Some pertinent quotes from the judgement
The background to Alevism:
7. Hasan Zengin stated that his family were adherents of Alevism.
8. Alevism originated in central Asia but developed largely in Turkey. Two important Sufis had a considerable impact on the emergence of this religious movement: Hoca Ahmet Yesevi (12th century) and Haci Bektaşi Veli (14th century). This belief system, which has deep roots in Turkish society and history, is generally considered as one of the branches of Islam, influenced in particular by Sufism and by certain pre-Islamic beliefs. Its religious practices differ from those of the Sunni1 schools of law in certain aspects such as prayer, fasting and pilgrimage.

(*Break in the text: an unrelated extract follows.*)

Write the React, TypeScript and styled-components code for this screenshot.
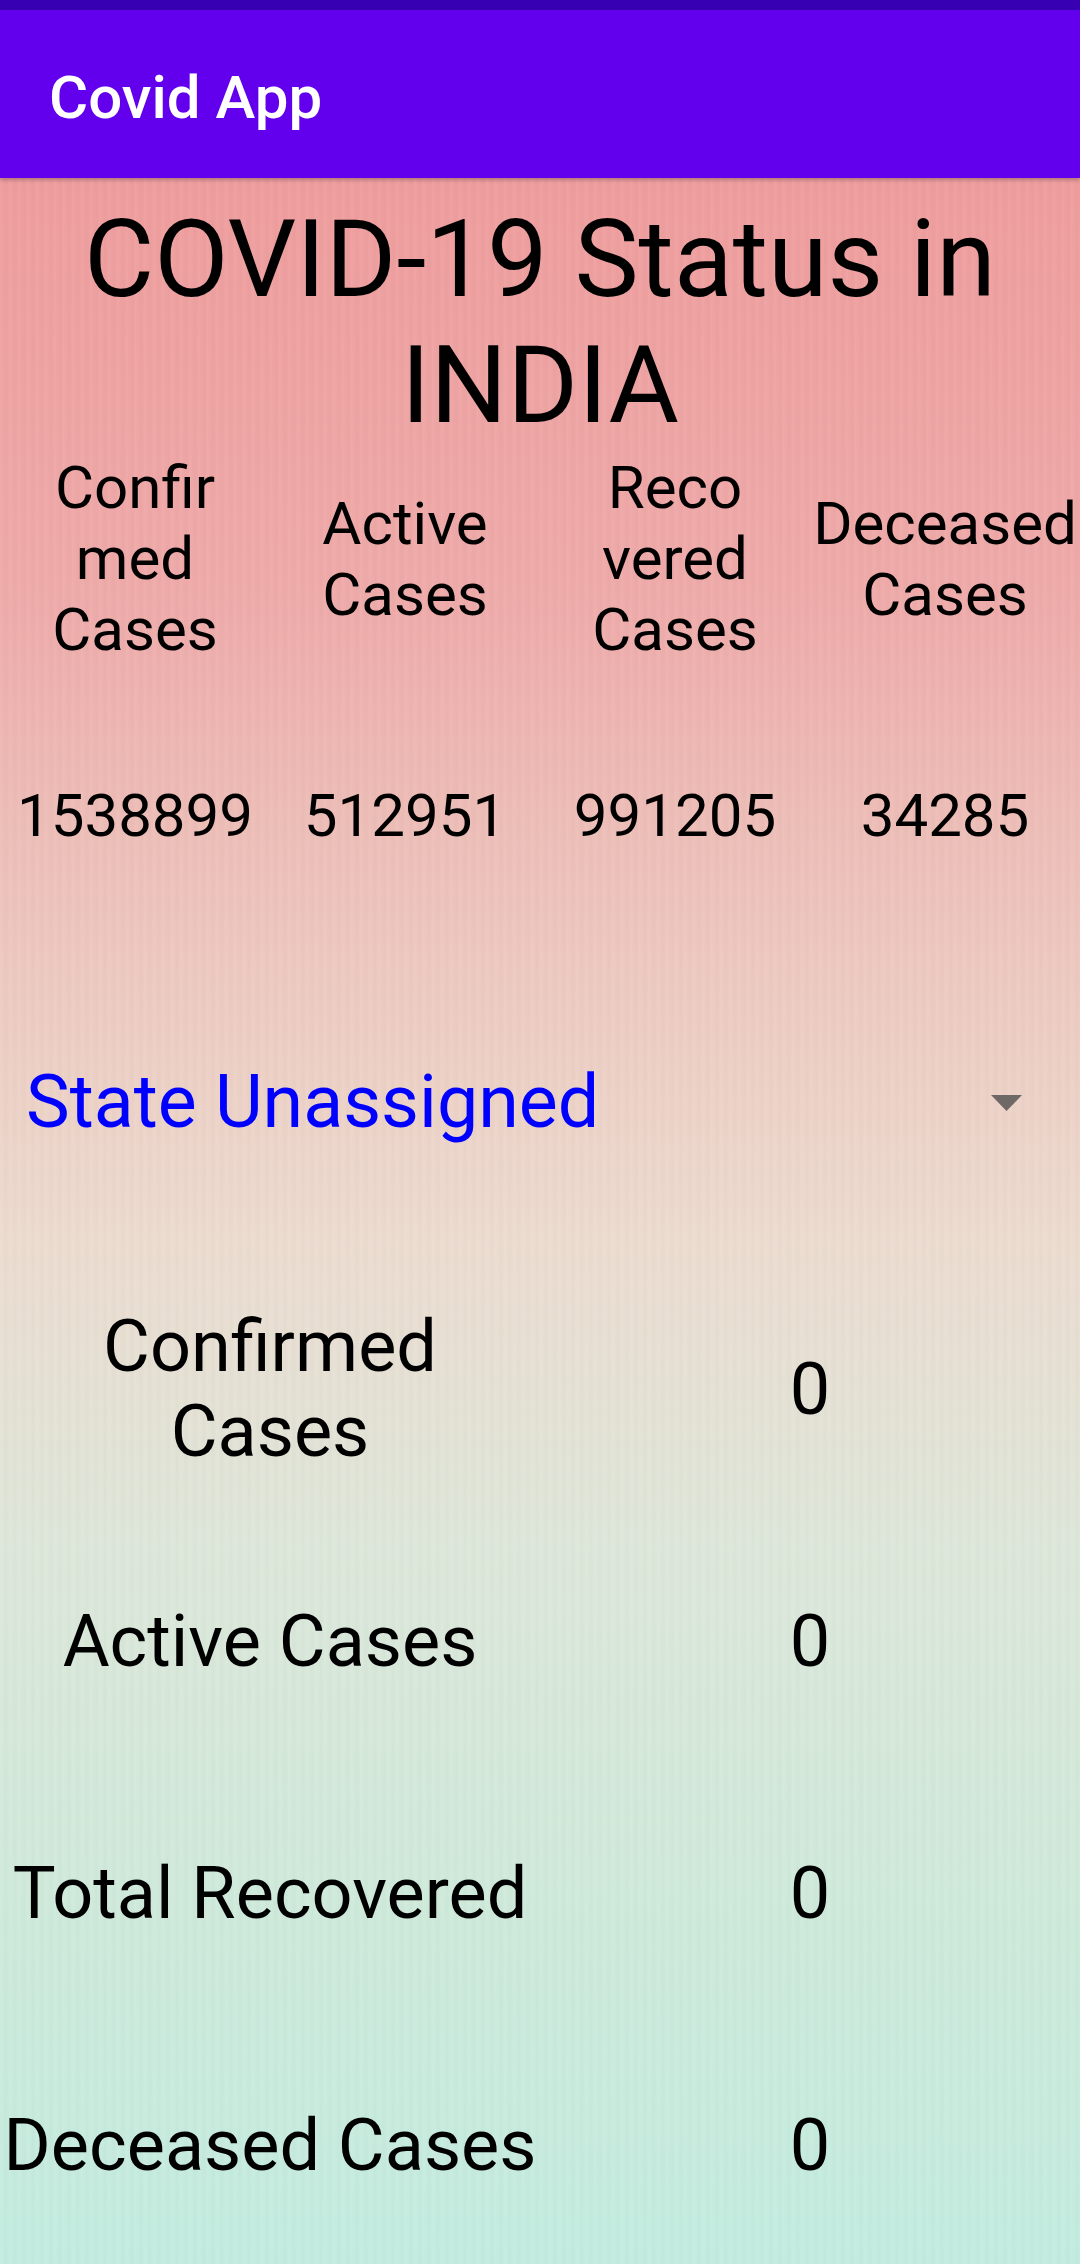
import React from "react";
import styled, { createGlobalStyle } from "styled-components";

const GlobalStyle = createGlobalStyle`
  html, body {
    margin: 0;
    padding: 0;
  }
  body {
    font-family: Roboto, "Noto Sans", "Liberation Sans", sans-serif;
    width: 1080px;
    height: 2264px;
    overflow: hidden;
  }
  #root {
    height: 100%;
  }
`;

const Screen = styled.div`
  display: flex;
  flex-direction: column;
  width: 1080px;
  height: 2264px;
  overflow: hidden;
`;

const StatusBar = styled.div`
  height: 10px;
  background: #3700b3;
  flex-shrink: 0;
`;

const AppBar = styled.header`
  height: 168px;
  flex-shrink: 0;
  background: #6200ee;
  display: flex;
  align-items: center;
  padding: 6px 0 0 49px;
  box-sizing: border-box;
  box-shadow: 0 2px 4px rgba(0, 0, 0, 0.25);
  position: relative;
  z-index: 1;
`;

const AppTitle = styled.h1`
  margin: 0;
  color: #ffffff;
  font-size: 60px;
  font-weight: 500;
  line-height: normal;
`;

const Content = styled.main`
  flex: 1 0 auto;
  display: flex;
  flex-direction: column;
  color: #000;
  background:
    repeating-linear-gradient(
      90deg,
      rgba(255, 255, 255, 0.05) 0px,
      rgba(255, 255, 255, 0) 3px,
      rgba(0, 0, 0, 0.015) 6px,
      rgba(255, 255, 255, 0) 9px
    ),
    linear-gradient(
      180deg,
      #ef9d9d 0px,
      #eeabaa 422px,
      #edc8bf 772px,
      #ecdcd0 1072px,
      #dde7da 1372px,
      #cdeadb 1772px,
      #c3ece0 2090px
    );
`;

const Heading = styled.h2`
  margin: 18px 0 0;
  font-size: 108px;
  font-weight: 400;
  line-height: normal;
  text-align: center;
`;

const StatGrid = styled.div<{ $gap: number }>`
  display: grid;
  grid-template-columns: repeat(4, 1fr);
  align-items: center;
  margin-top: ${(p) => p.$gap}px;
  font-size: 60px;
  line-height: normal;
`;

const Cell = styled.div`
  text-align: center;
  white-space: nowrap;
`;

const Line = styled.span`
  display: block;
`;

const Spinner = styled.div`
  display: flex;
  align-items: center;
  justify-content: space-between;
  margin-top: 208px;
  padding: 0 58px 0 26px;
`;

const SpinnerText = styled.span`
  color: #0000ff;
  font-size: 73.5px;
  line-height: normal;
`;

const Arrow = styled.svg`
  width: 31px;
  height: 16px;
  margin-top: 2px;
`;

const StateTable = styled.div`
  margin-top: 118px;
  display: grid;
  grid-template-rows: repeat(4, 252px);
`;

const StateRow = styled.div`
  display: grid;
  grid-template-columns: 1fr 1fr;
  align-items: center;
  font-size: 72px;
  line-height: normal;
`;

const RowLabel = styled.div`
  text-align: center;
`;

const RowValue = styled.div`
  text-align: center;
`;

const headers: string[][] = [
  ["Confir", "med", "Cases"],
  ["Active", "Cases"],
  ["Reco", "vered", "Cases"],
  ["Deceased", "Cases"],
];

const totals = ["1538899", "512951", "991205", "34285"];

const stateRows: { label: string[]; value: string }[] = [
  { label: ["Confirmed", "Cases"], value: "0" },
  { label: ["Active Cases"], value: "0" },
  { label: ["Total Recovered"], value: "0" },
  { label: ["Deceased Cases"], value: "0" },
];

export default function App() {
  return (
    <>
      <GlobalStyle />
      <Screen>
        <StatusBar />
        <AppBar>
          <AppTitle>Covid App</AppTitle>
        </AppBar>
        <Content>
          <Heading>
            COVID-19 Status in
            <br />
            INDIA
          </Heading>
          <StatGrid $gap={4}>
            {headers.map((h, i) => (
              <Cell key={i}>
                {h.map((l, j) => (
                  <Line key={j}>{l}</Line>
                ))}
              </Cell>
            ))}
          </StatGrid>
          <StatGrid $gap={115}>
            {totals.map((t, i) => (
              <Cell key={i}>{t}</Cell>
            ))}
          </StatGrid>
          <Spinner>
            <SpinnerText>State Unassigned</SpinnerText>
            <Arrow viewBox="0 0 31 16">
              <polygon points="0,0 31,0 15.5,16" fill="#6e6866" />
            </Arrow>
          </Spinner>
          <StateTable>
            {stateRows.map((r, i) => (
              <StateRow key={i}>
                <RowLabel>
                  {r.label.map((l, j) => (
                    <Line key={j}>{l}</Line>
                  ))}
                </RowLabel>
                <RowValue>{r.value}</RowValue>
              </StateRow>
            ))}
          </StateTable>
        </Content>
      </Screen>
    </>
  );
}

9. According to the applicant, Alevism is a belief or philosophy influenced by other cultures, religions and philosophies. It represents one of the most widespread faiths in Turkey after the Hanafite2 branch of Islam. It advocates close contact with nature, tolerance, modesty and love for one's neighbour, within the Islamic faith. Alevis reject the sharia (code of laws in orthodox Islam) and the sunna (forms of behaviour and formal rules of orthodox Islam) and defend freedom of religion, human rights, women's rights, humanism, democracy, rationalism, modernism, universalism, tolerance and secularism. Alevis do not pray by the Sunni rite (in particular, they do not comply with the obligation to pray five times daily) but express their devotion through religious songs and dances (semah); they do not attend mosques, but meet regularly in cemevi (meeting and worship rooms) for ritual ceremonies. Equally, Alevis do not consider the pilgrimage to Mecca as a religious obligation. They believe that Allah is present in each person. According to Alevism, Allah created Adam in his image and all his manifestations in this world are in human form. Allah is neither in the sky nor in paradise, but in the centre of the human heart.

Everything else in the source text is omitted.